The quinoa breakfast set her up for an energy-filled morning, where she wouldn't get truly hungry until 1 p.m.

"It's definitely something that you can easily train on because your energy is sustained throughout the day," she said.

There is a reason why quinoa is rated one of the top health foods. It's high in protein, a complex carbohydrate with low glycemic index, low in calories and it tastes good, too.

Murray's recipe includes: goji berries, chia seeds, sunflower seeds, pumpkin seeds, flax seeds, rolled oats and Thompson raisins. It's 100 per cent organic, vegan, high fibre and antioxidant rich.

It's taken hours of work to find the right balance — something that tastes good, is easy to make and offers optimum health rewards.

She first began selling it at the Whistler Farmers' Market in 2012; this year she has focused on getting it ready for prime time. It's now at stores around Whistler including the Creekside Market, Olives, Quantam Vitamins and Purebread, with plans to expand in the New Year.

Meanwhile, Murray has been going to Capilano University, working on communications and business marketing courses. She officially retired from racing in 2012.

"I needed some other challenge in my life after retiring," said joked.

She found that, and then some, by starting her own business.

"It's a lot more work than I anticipated," she said.

"A lot of entrepreneurs in Whistler were helping me out a lot."

The Jules Fuel journey has inspired her to follow a new dream. She is now working on becoming a registered holistic nutritionist.

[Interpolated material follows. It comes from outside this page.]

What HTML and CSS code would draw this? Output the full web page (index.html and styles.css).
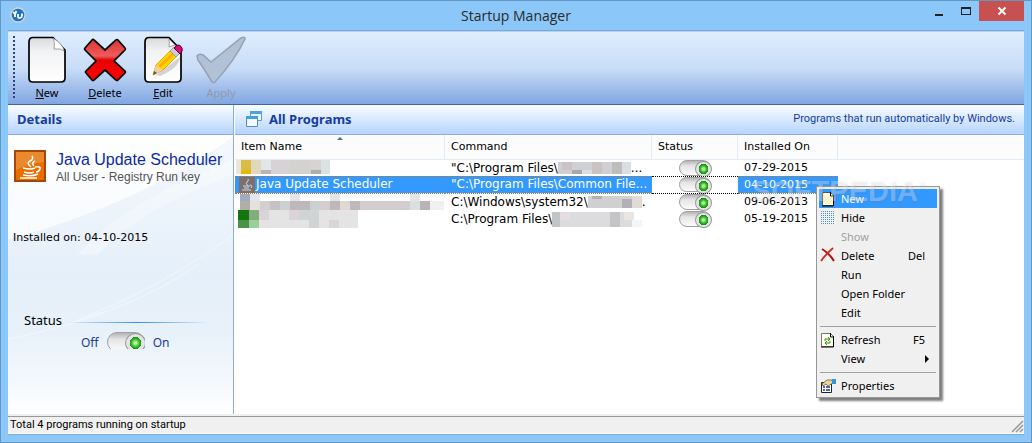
FILE: index.html
```html
<!DOCTYPE html>
<html lang="en">
<head>
  <meta charset="UTF-8" />
  <meta name="viewport" content="width=device-width, initial-scale=1.0" />
  <title>Startup Manager</title>
  <link rel="stylesheet" href="styles.css">
</head>
<body>
  <div class="window">
    <header class="titlebar">
      <svg class="app-icon" width="16" height="16" viewBox="0 0 16 16">
        <circle cx="8" cy="8" r="7.8" fill="#d5d2cd"/>
        <circle cx="8" cy="8" r="6.3" fill="#1b73c9"/>
        <path d="M3 5l2 2.2L6.500 4M5 7v3M8 7v2.500q0 2 2 1.500t2-2V6.500" fill="none" stroke="#fff" stroke-width="1.800"/>
      </svg>
      <h1>Startup Manager</h1>
      <div class="window-buttons">
        <button class="win-btn" aria-label="Minimize"><svg width="8" height="10"><path d="M0 8h8v2H0z" fill="#222"/></svg></button>
        <button class="win-btn" aria-label="Maximize"><svg width="10" height="8"><path d="M0 0h10v8H0zM1 2v5h8V2z" fill="#222" fill-rule="evenodd"/></svg></button>
        <button class="win-btn close" aria-label="Close"><svg width="8" height="8"><path d="M0.500 0.500l7 7M7.500 0.500l-7 7" stroke="#fff" stroke-width="1.900"/></svg></button>
      </div>
    </header>

    <div class="client">
      <nav class="toolbar">
        <button class="tool">
          <svg width="40" height="48" viewBox="0 0 40 48">
            <defs><linearGradient id="paper" x1="0" y1="0" x2="0" y2="1"><stop offset="0" stop-color="#d9dadb"/><stop offset=".3" stop-color="#f1f2f3"/><stop offset="1" stop-color="#fff"/></linearGradient></defs>
            <path d="M6 1.500h20L38 14v28q0 4-4 4H6q-4 0-4-4V6q0-4.500 4-4.500z" fill="url(#paper)" stroke="#000" stroke-width="1.700"/>
            <path d="M26 2q2 3 1 11q7-1 10 2q-1-7-11-13z" fill="#fff" stroke="#8a8d91" stroke-width=".8"/>
          </svg>
          <span><u>N</u>ew</span>
        </button>
        <button class="tool">
          <svg width="44" height="48" viewBox="0 0 44 48">
            <defs><linearGradient id="red" x1="0" y1="0" x2="0" y2="1"><stop offset="0" stop-color="#d33"/><stop offset=".4" stop-color="#ed5c5c"/><stop offset=".5" stop-color="#e60505"/><stop offset="1" stop-color="#f00"/></linearGradient></defs>
            <path d="M2 12L9 4q1-1 2 0l11 10L33 4q1-1 2 0l7 8q1 1 0 2L31 25l11 10q1 1 0 2l-7 7q-1 1-2 0L22 34 11 44q-1 1-2 0l-6-7q-1-1 0-2l10-10L2 14q-1-1 0-2z" fill="url(#red)" stroke="#000" stroke-width="1.700"/>
          </svg>
          <span><u>D</u>elete</span>
        </button>
        <button class="tool">
          <svg width="40" height="48" viewBox="0 0 40 48">
            <path d="M6 1.500h20L38 14v28q0 4-4 4H6q-4 0-4-4V6q0-4.500 4-4.500z" fill="url(#paper)" stroke="#000" stroke-width="1.700"/>
            <path d="M25 2q2 2 1 9l6-2z" fill="#fff" stroke="#8a8d91" stroke-width=".8"/>
            <path d="M13 39l24-18q-1 11-20 19z" fill="#bbb" opacity=".6"/>
            <path d="M10 39l3-10L28 14l6 6L20 34z" fill="#ffd400" stroke="#d79b00" stroke-width=".8"/>
            <path d="M16 31l15-14" stroke="#ffb300" stroke-width="3"/>
            <path d="M10 39l3-10 7 5z" fill="#efcf9d"/><path d="M10 39l1-4 3 2z" fill="#555"/>
            <path d="M27 15l4-4 6 6-4 4z" fill="#c5ccd7" stroke="#888" stroke-width=".7"/>
            <path d="M31 12q4-5 7-1.500t-1 7.500z" fill="#e00b7a" stroke="#47002a"/>
          </svg>
          <span><u>E</u>dit</span>
        </button>
        <button class="tool" disabled>
          <svg width="48" height="48" viewBox="0 0 48 48">
            <path d="M1 24L0 20q2-3 6-1l8 7L44 2q4-2 4 1Q38 24 18 46q-2 1-3 0Q8 34 1 24z" fill="#b3c1d6" stroke="#97a3b4" stroke-width="1.600"/>
          </svg>
          <span>Apply</span>
        </button>
      </nav>

      <div class="panels">
        <aside class="details">
          <h2 class="panel-head">Details</h2>
          <div class="details-body">
            <svg class="swoosh" viewBox="0 0 225 280" preserveAspectRatio="none">
              <defs><linearGradient id="sky" x1="0" y1="0" x2="0" y2="1"><stop offset="0" stop-color="#dceaf7" stop-opacity=".3"/><stop offset=".5" stop-color="#dceaf7" stop-opacity=".6"/><stop offset="1" stop-color="#dceaf7" stop-opacity="0"/></linearGradient></defs>
              <path d="M0 105Q130 70 225 2V280H0z" fill="url(#sky)"/>
              <path d="M70 120Q110 70 225 25V40Q130 75 90 120z" fill="#fff" opacity=".3"/>
              <path d="M60 190Q160 150 225 100M0 205Q120 180 190 130" fill="none" stroke="#fff" opacity=".4"/>
            </svg>
            <div class="program">
              <svg width="32" height="32" viewBox="0 0 32 32">
                <rect x="1" y="1" width="30" height="30" fill="#e76f00" stroke="#a84508" stroke-width="2"/>
                <path d="M2 2h28v10Q14 14 2 20z" fill="#fff" opacity=".18"/>
                <path d="M18 6q2 3-2 5t1 6M21 11q-4 2-1 5M9 18q8 2 12 0M10 22q6 2 10 0M21 17q6-1 5 2t-4 3M9 25q8 2 15-1M6 28h17" fill="none" stroke="#fff" stroke-width="1.500"/>
              </svg>
              <div>
                <h3>Java Update Scheduler</h3>
                <p>All User - Registry Run key</p>
              </div>
            </div>
            <p class="installed">Installed on: 04-10-2015</p>
            <div class="status-head"><span>Status</span><i></i></div>
            <label class="switch-row">Off <span class="clip"><input type="checkbox" class="switch big" aria-label="Status" checked></span> On</label>
          </div>
        </aside>

        <main class="programs">
          <div class="panel-head">
            <svg width="16" height="16" viewBox="0 0 16 16">
              <path d="M4.500.5h11v9h-11z" fill="#e9f6ff" stroke="#5a9fd0"/><path d="M4 0h12v3H4z" fill="#4ba4de"/>
              <path d="M.5 5.500h11v10H.5z" fill="#f3faff" stroke="#5e8dae"/><path d="M0 5h12v3H0z" fill="#41a2dc"/>
            </svg>
            <h2>All Programs</h2>
            <span class="hint">Programs that run automatically by Windows.</span>
          </div>
          <table>
            <colgroup><col class="c-name"><col class="c-command"><col class="c-status"><col class="c-date"><col></colgroup>
            <thead>
              <tr><th class="sorted">Item Name</th><th>Command</th><th>Status</th><th>Installed On</th><th></th></tr>
            </thead>
            <tbody>
              <tr>
                <td class="name"><svg class="mosaic" width="94" height="16">
                  <path d="M0 0h5v14H0z" fill="#ebe6db"/><path d="M5 0h10v10H5z" fill="#d9bd43"/><path d="M5 10h10v4H5z" fill="#e7b900"/><path d="M15 0h10v14H15z" fill="#dfd8bd"/><path d="M25 0h10v10H25z" fill="#e3e6e8"/><path d="M25 10h10v4H25z" fill="#bbb4b6"/><path d="M35 0h20v14H35z" fill="#d7d2d5"/><path d="M55 0h20v14H55z" fill="#d4d2d1"/><path d="M75 0h10v10H75z" fill="#d7d3d2"/><path d="M75 10h10v4H75z" fill="#adadad"/><path d="M85 0h9v14h-9z" fill="#dce1e4"/>
                </svg></td>
                <td>"C:\Program Files\<svg class="mosaic" width="73" height="12"><path d="M0 0h73v12H0z" fill="#d0d0d4"/><path d="M4 0h10v8H4zM34 0h10v12H34z" fill="#cbc2c3"/><path d="M14 8h10v4H14z" fill="#a9a9ac"/><path d="M24 8h10v4H24zM64 0h9v12h-9z" fill="#d9dfe2"/><path d="M54 0h10v12H54z" fill="#bdbdbd"/></svg>...</td>
                <td class="state"><input type="checkbox" class="switch" aria-label="First program status" checked></td>
                <td>07-29-2015</td><td></td>
              </tr>
              <tr class="selected">
                <td class="name"><svg class="java" width="16" height="16" viewBox="0 0 16 16"><path d="M0 0h16v16H0z" fill="#806e6b"/><path d="M9 2q1 2-1 3t1 4M4 9h7M5 11h5M11 8q3 0 1 3M3 13h9" fill="none" stroke="#c6def7"/></svg><span>Java Update Scheduler</span></td>
                <td>"C:\Program Files\Common File...</td>
                <td class="state"><input type="checkbox" class="switch" aria-label="Java Update Scheduler status" checked></td>
                <td>04-10-2015</td><td></td>
              </tr>
              <tr>
                <td class="name"><svg class="mosaic long" width="208" height="16">
                  <path d="M4 0h10v7H4z" fill="#9eabc1"/><path d="M4 7h10v9H4z" fill="#b1aea8"/><path d="M14 0h10v7H14z" fill="#e2e5e9"/><path d="M14 7h10v9H14z" fill="#e6e1dc"/><path d="M24 7h10v9H24z" fill="#d3cfd0"/><path d="M34 7h10v9H34z" fill="#c7c1c5"/><path d="M44 7h10v9H44zM74 7h10v9H74zM164 7h10v9h-10z" fill="#ccd0d2"/><path d="M54 7h20v9H54zM94 7h10v9H94zM114 7h10v9h-10z" fill="#beb7bb"/><path d="M84 7h10v9H84zM124 7h60v9h-60z" fill="#d3cdd2"/><path d="M104 7h10v9h-10z" fill="#e0d9d3"/><path d="M174 7h10v9h-10z" fill="#d9e0e3"/><path d="M184 7h10v9h-10z" fill="#b9b3b7"/><path d="M194 7h14v9h-14z" fill="#eff0f1"/><path d="M54 0h10v7H54zM94 0h10v7H94zM174 0h10v7h-10z" fill="#e5e3e4"/>
                </svg></td>
                <td>C:\Windows\system32\<svg class="mosaic" width="54" height="12"><path d="M0 0h54v12H0z" fill="#d1d0d1"/><path d="M4 0h10v3H4zM34 3h10v9H34z" fill="#b5b0b5"/><path d="M44 0h10v12H44z" fill="#e1dbd7"/></svg>.</td>
                <td class="state"><input type="checkbox" class="switch" aria-label="Third program status" checked></td>
                <td>09-06-2013</td><td></td>
              </tr>
              <tr>
                <td class="name"><svg class="mosaic tall" width="122" height="18">
                  <path d="M2 0h11v10H2z" fill="#16740f"/><path d="M2 10h11v8H2z" fill="#469444"/><path d="M13 0h10v10H13z" fill="#82ad7d"/><path d="M13 10h10v8H13z" fill="#9cce9a"/><path d="M23 0h99v18H23z" fill="#e4e4e5"/><path d="M23 0h10v10H23zM53 0h10v10H53zM93 10h10v8H93z" fill="#d9d4d8"/><path d="M63 0h20v10H63zM73 10h10v8H73z" fill="#d1d4d5"/>
                </svg></td>
                <td>C:\Program Files\<svg class="mosaic tall" width="90" height="15"><path d="M0 0h82v8H0zM0 8h90v7H0z" fill="#dcdcdf"/><path d="M0 0h8v15H0zM58 0h10v15H58z" fill="#c4c4c7"/><path d="M8 0h10v8H8z" fill="#e5dddf"/><path d="M72 0h10v8H72z" fill="#e8e5e2"/><path d="M80 8h10v7H80z" fill="#f3f6f8"/></svg></td>
                <td class="state"><input type="checkbox" class="switch" aria-label="Fourth program status" checked></td>
                <td>05-19-2015</td><td></td>
              </tr>
            </tbody>
          </table>
        </main>
      </div>

      <footer class="statusbar">Total 4 programs running on startup
        <svg width="12" height="12"><path d="M1 12L12 1M5 12l7-7M9 12l3-3" stroke="#999" stroke-width="1.500"/></svg>
      </footer>
    </div>

    <div class="menu" role="menu">
      <button class="active" role="menuitem"><svg width="16" height="16" viewBox="0 0 16 16"><path d="M2.500 1.500h8l3 3v10h-11z" fill="#fffde0" stroke="#555"/><path d="M10.500 1v4h4M13.500 4v11H2" fill="none" stroke="#000"/><path d="M4 11l6-6M5 13l7-7M8 13l4-4" stroke="#f2eb95"/></svg>New</button>
      <button role="menuitem"><svg width="16" height="16" viewBox="0 0 16 16"><path d="M1.500 1v14M3.500 1v14M5.500 1v14M7.500 1v14M9.500 1v14M11.500 1v14M13.500 1v14" stroke="#4f91b8" stroke-dasharray="1 1"/></svg>Hide</button>
      <button role="menuitem" disabled><svg width="16" height="16"></svg>Show</button>
      <button role="menuitem"><svg width="16" height="16" viewBox="0 0 16 16"><path d="M2 1q7 4 12 12" fill="none" stroke="#b3130a" stroke-width="2"/><path d="M13 0Q6 6 1 13" fill="none" stroke="#d42a1b" stroke-width="1.800"/></svg>Delete<kbd>Del</kbd></button>
      <button role="menuitem"><svg width="16" height="16"></svg>Run</button>
      <button role="menuitem"><svg width="16" height="16"></svg>Open Folder</button>
      <button role="menuitem"><svg width="16" height="16"></svg>Edit</button>
      <hr>
      <button role="menuitem"><svg width="16" height="16" viewBox="0 0 16 16"><path d="M1.500 1.500h9l3 3v10h-12z" fill="#fffff0" stroke="#777"/><path d="M10.500 1v4h3M13.500 4v11H1" fill="none" stroke="#000"/><path d="M5 9V7h4M8 5l2 2-2 2M10 9v2H6M7 9l-2 2 2 2" fill="none" stroke="#388a12"/></svg>Refresh<kbd>F5</kbd></button>
      <button role="menuitem"><svg width="16" height="16"></svg>View<svg class="arrow" width="4" height="8"><path d="M0 0l4 4-4 4z"/></svg></button>
      <hr>
      <button role="menuitem"><svg width="16" height="16" viewBox="0 0 16 16"><path d="M1.500 4.500h10v10h-10z" fill="#fff" stroke="#222"/><path d="M3 9h2M6 9h4M3 12h2M6 12h4" stroke="#1634a5" stroke-width="1.500"/><path d="M2 6l5-4h5l1 3-5 3-2-2-3 2z" fill="#e6d7a0" stroke="#765f25" stroke-width=".8"/><path d="M12 1h4v5h-4z" fill="#2c95e6"/></svg>Properties</button>
    </div>
    <div class="watermark">SOFTPEDIA<sup>®</sup></div>
  </div>
</body>
</html>
```
FILE: styles.css
```css
* {
  box-sizing: border-box;
}
body {
  margin: 0;
  font-family: "DejaVu Sans", Verdana, sans-serif;
  font-size: 12px;
  color: #000;
}
h1, h2, h3, p {
  margin: 0;
  font-weight: normal;
}
button {
  padding: 0;
  border: none;
  background: none;
  color: inherit;
  font: inherit;
}
svg {
  flex: none;
  overflow: visible;
}

.window {
  position: relative;
  display: flex;
  flex-direction: column;
  min-height: 100vh;
  padding: 0 7px 7px;
  border: 1px solid #6496c4;
  background: #8cc7fa;
}
.titlebar {
  display: grid;
  grid-template-columns: 1fr auto 1fr;
  height: 29px;
}
.app-icon {
  margin: 6px 2px;
}
.titlebar h1 {
  font: 14px/29px "Open Sans", "Segoe UI", sans-serif;
  color: #2b2b2b;
}
.window-buttons {
  display: flex;
  justify-content: flex-end;
}
.win-btn {
  display: flex;
  align-items: center;
  justify-content: center;
  width: 27px;
  height: 20px;
}
.win-btn.close {
  width: 45px;
  background: #c75050;
}

.client {
  display: flex;
  flex: 1;
  flex-direction: column;
  border: 1px solid #7ba9d8;
  border-width: 1px 0;
  background: #fff;
}
.toolbar {
  position: relative;
  display: flex;
  height: 74px;
  padding: 4px 0 0 10px;
  border-top: 1px solid #b7d0ef;
  border-bottom: 1px solid #3f66a8;
  background: linear-gradient(#dfedff, #c9ddf7 50%, #81a6e2);
}
.toolbar::before {
  content: "";
  position: absolute;
  left: 5px;
  top: 4px;
  bottom: 6px;
  width: 2px;
  background: repeating-linear-gradient(#274787 0 2px, transparent 2px 4px);
}
.tool {
  display: flex;
  flex-direction: column;
  align-items: center;
  width: 58px;
  font: 11px/18px "Noto Sans", "Segoe UI", sans-serif;
}
.tool svg {
  height: 48px;
}
.tool:disabled {
  color: #929aa8;
}

.panels {
  display: grid;
  flex: 1;
  grid-template-columns: 226px 1fr;
  column-gap: 1px;
}
.details {
  display: flex;
  flex-direction: column;
  border-right: 1px solid #8fabe6;
}
.panel-head {
  display: flex;
  align-items: center;
  gap: 7px;
  height: 30px;
  padding: 0 9px 2px;
  border-bottom: 1px solid #8fabe8;
  background: linear-gradient(#fafdff, #b5d4ff);
  color: #173da0;
  font: bold 13px/16px "Noto Sans", Tahoma, sans-serif;
}
.programs .panel-head {
  padding-left: 11px;
}
.panel-head h2 {
  font: inherit;
}
.hint {
  margin-left: auto;
  font: 11px/16px Roboto, Tahoma, sans-serif;
}
.details-body {
  position: relative;
  flex: 1;
  background: linear-gradient(#fff, #f5f9fe 45%, #eef5fc 70%, #fff);
}
.swoosh {
  position: absolute;
  inset: 0;
  width: 100%;
  height: 100%;
}
.program {
  position: relative;
  display: flex;
  gap: 10px;
  padding: 15px 0 0 6px;
  white-space: nowrap;
}
.program h3 {
  font: 16px/20px "Liberation Sans", Arial, sans-serif;
  color: #0a2ba3;
}
.program p {
  font: 12px/14px "Liberation Sans", Arial, sans-serif;
  color: #555;
}
.installed {
  position: relative;
  margin: 46px 0 0 5px;
  font-size: 11px;
  line-height: 16px;
}
.status-head {
  position: relative;
  display: flex;
  align-items: center;
  gap: 4px;
  margin: 64px 24px 0 16px;
  font: 13px/20px "Noto Sans", "Segoe UI", sans-serif;
}
.status-head i {
  flex: 1;
  height: 1px;
  margin-top: 4px;
  background: linear-gradient(90deg, rgba(43, 145, 239, 0), #2b91ef, rgba(43, 145, 239, 0));
}
.switch-row {
  position: relative;
  display: flex;
  align-items: center;
  gap: 8px;
  margin: 2px 0 0 73px;
  font: 12px/22px "Noto Sans", "Segoe UI", sans-serif;
  color: #173da0;
}

.switch {
  appearance: none;
  display: block;
  width: 32px;
  height: 16px;
  margin: 0;
  border: 1px solid #a0a0a0;
  border-radius: 8px;
  background: linear-gradient(#b5b5b5, #e5e5e5 35%, #fbfbfb);
}
.switch::before {
  content: "";
  display: block;
  width: 15px;
  height: 14px;
  margin-left: 15px;
  border: 1px solid #999;
  border-radius: 50%;
  background: radial-gradient(circle at 50% 50%, #b8f8a0 0 1px, #38b929 3px, #168c16 5px, #e3e3e3 5px);
}
.clip {
  align-self: flex-start;
  height: 17px;
  overflow: hidden;
}
.switch.big {
  width: 38px;
  height: 20px;
  border-radius: 10px;
}
.switch.big::before {
  width: 19px;
  height: 18px;
  margin-left: 17px;
  background: radial-gradient(circle at 50% 50%, #b8f8a0 0 1px, #38b929 4px, #168c16 6px, #e3e3e3 6px);
}

table {
  width: 100%;
  table-layout: fixed;
  border-collapse: collapse;
}
.c-name {
  width: 210px;
}
.c-command {
  width: 207px;
}
.c-status {
  width: 86px;
}
.c-date {
  width: 100px;
}
th {
  position: relative;
  height: 24px;
  padding: 0 0 0 6px;
  border-bottom: 1px solid #e2ecf8;
  background: #fcfcfc;
  box-shadow: inset -1px 0 #e2ecf8;
  font-size: 11px;
  font-weight: normal;
  text-align: left;
}
th:last-child {
  box-shadow: none;
}
.sorted::after {
  content: "";
  position: absolute;
  left: 102px;
  top: 2px;
  border: 3px solid transparent;
  border-top: none;
  border-bottom: 3px solid #43758f;
}
td {
  height: 17px;
  padding: 0 0 0 6px;
  line-height: 16px;
  white-space: nowrap;
}
td:nth-child(4) {
  font-size: 11px;
}
td.name {
  padding-left: 1px;
}
.mosaic {
  vertical-align: middle;
}
.name .mosaic {
  display: block;
}
td .mosaic {
  margin: -2px 0;
}
td.state {
  padding-left: 27px;
}
.selected td {
  height: 17px;
  border: 1px dotted #b87533;
  border-width: 1px 0;
  background: #3399ff;
  color: #fff;
  line-height: 15px;
}
.selected td.name {
  padding-left: 4px;
}
.selected .name > * {
  display: inline-block;
  vertical-align: top;
}
.selected .java {
  margin-right: 1px;
}
.selected td.state {
  border-color: #000;
  background: #fff;
}
.selected .switch {
  height: 15px;
}
.selected td:last-child {
  border: none;
  background: none;
}

.statusbar {
  display: flex;
  align-items: flex-end;
  justify-content: space-between;
  height: 20px;
  padding: 0 1px 1px 2px;
  border-top: 2px solid #f0f0f0;
  border-bottom: 1px solid #fff;
  box-shadow: inset 0 1px #999;
  background: #f0f0f0;
  font: 11px/15px Roboto, Tahoma, sans-serif;
}

.menu {
  position: absolute;
  left: 815px;
  top: 185px;
  width: 124px;
  padding: 2px;
  border: 1px solid #979797;
  background: #f0f0f0;
  box-shadow: 3px 3px 2px rgba(0, 0, 0, 0.5);
}
.menu button {
  display: flex;
  align-items: center;
  gap: 5px;
  width: 100%;
  height: 19px;
  padding: 0 12px 0 1px;
  font: 11px/17px "Noto Sans", "Segoe UI", sans-serif;
}
.menu .active {
  background: #3399ff;
  color: #fff;
}
.menu button:disabled {
  color: #a0a0a0;
}
.menu hr {
  height: 1px;
  margin: 4px 1px 3px;
  border: none;
  background: #a0a0a0;
}
.menu kbd {
  margin-left: auto;
  font: inherit;
}
.menu .arrow {
  margin: 0 -4px 0 auto;
}
.watermark {
  position: absolute;
  left: 751px;
  top: 172px;
  color: rgba(255, 255, 255, 0.28);
  font: bold 29px/36px "Liberation Sans", Arial, sans-serif;
  text-shadow: 1px 1px 2px rgba(100, 100, 100, 0.15);
  pointer-events: none;
}
.watermark sup {
  font-size: 9px;
  vertical-align: 13px;
  line-height: 0;
}
```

"(Jules Fuel) is what inspired me to do it," she said, of going back to school. "And I really love learning about what's good for your body and the combinations of things that work well."

She's working on new combinations of Jules Fuel, too — two different flavours are in the works, giving the original recipe a little extra kick. The first will include cacao and cinnamon, the second coconut and nutmeg.

And the future is looking bright as she works to get her cereal into Vancouver stores like Whole Foods in the New Year.

Murray will be on hand doing samplings in Whistler on Friday, Jan. 3.

She will be at Olives in Function Junction from 12 to 2 p.m. and at the Creekside Market from 4:30 to 6:30 p.m. Pop by and try out Jules Fuel.

Jules Fuel

Murray isn't going to share the recipe that has taken hours and hours to perfect! But here are her tips for enjoying Jules Fuel and getting the most out of it.

The instructions are on the pack but here you go:

Put all the superfood fuel into a pot

Add two cups of water

Bring to a boil

simmer for 10 minutes

At half a cup of cooked Jules Fuel per serving, there will be six convenient, ready-to-eat breakfasts that can be stored in the fridge.

Julia's Favourite Toppings:

Add yoghurt

Fruit, like apples and pears

Homemade apple sauce

The only sugar in the pot comes from the raisins so if you need a sweet kick add some agave, maple syrup or some flax seed oil for flavour

Two more tips:

1) Add the fruit directly into the pot to the water and the fuel.

"Then it's like a fruit-crisp kind of breakfast," said Murray

2) Soak the fuel overnight in the cups of water. In the morning bring to a boil and simmer for seven minutes. The soaking allows the nutrients and vitamins in the seeds and grains to be released from the enzyme inhibitors and increases the bioavailability of proteins, giving Jules Fuel an added kick.